An early early Sunday morning at Starbucks, getting a legit coffee and hot breakfast (compared to the breakfast cereals I have had to eat these last seven weeks). Sitting in a soft chair, soaking up some atmosphere and peace before heading back to the biking group, and the pain of group dynamics. I had never realized how much of an introvert I can be . . . don't laugh, because it is a big enough adjustment without you laughing at me! And yes I have snickered about this quite a bit over the last month, as the realization has come to me.
Is it possible that I have been forced into a public persona that oozes charisma and energy and extrovertism and all that exhausting group leadership stuff all these years? Is it possible that this is what I thought a pastor/missionary/leader had to be? Is it possible that this is not very much me at all?? Whoa!!

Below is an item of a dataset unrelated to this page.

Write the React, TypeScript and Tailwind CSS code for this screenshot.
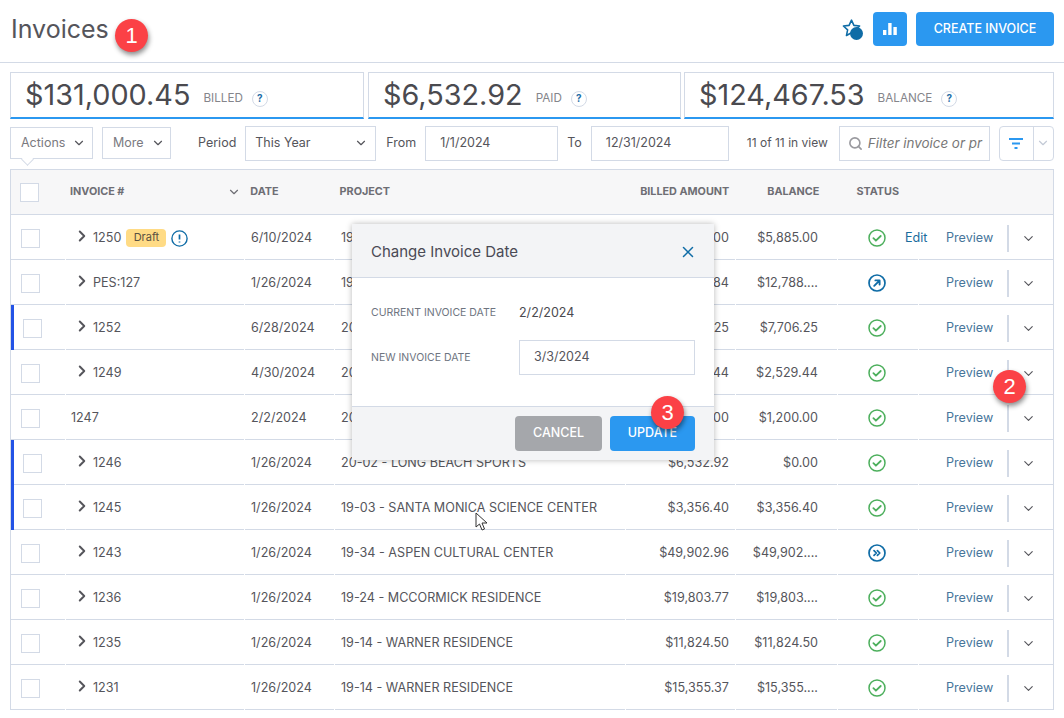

Does anyone else find the effort to speak out loud, especially early in the morning, to be excruciating, almost beyond possibility? Do you find that not entering into every fight or conversation (ala Joe Callaway) to be freeing? Do you wish that there was a lot more silence and quiet in the world? Do you find you can impact and lead indirectly just as well, perhaps even better than from the front? Do you wish frequently that the idiots would shut up?
Then perhaps, maybe, perchance, your real face is something other than you have practiced for 50 years.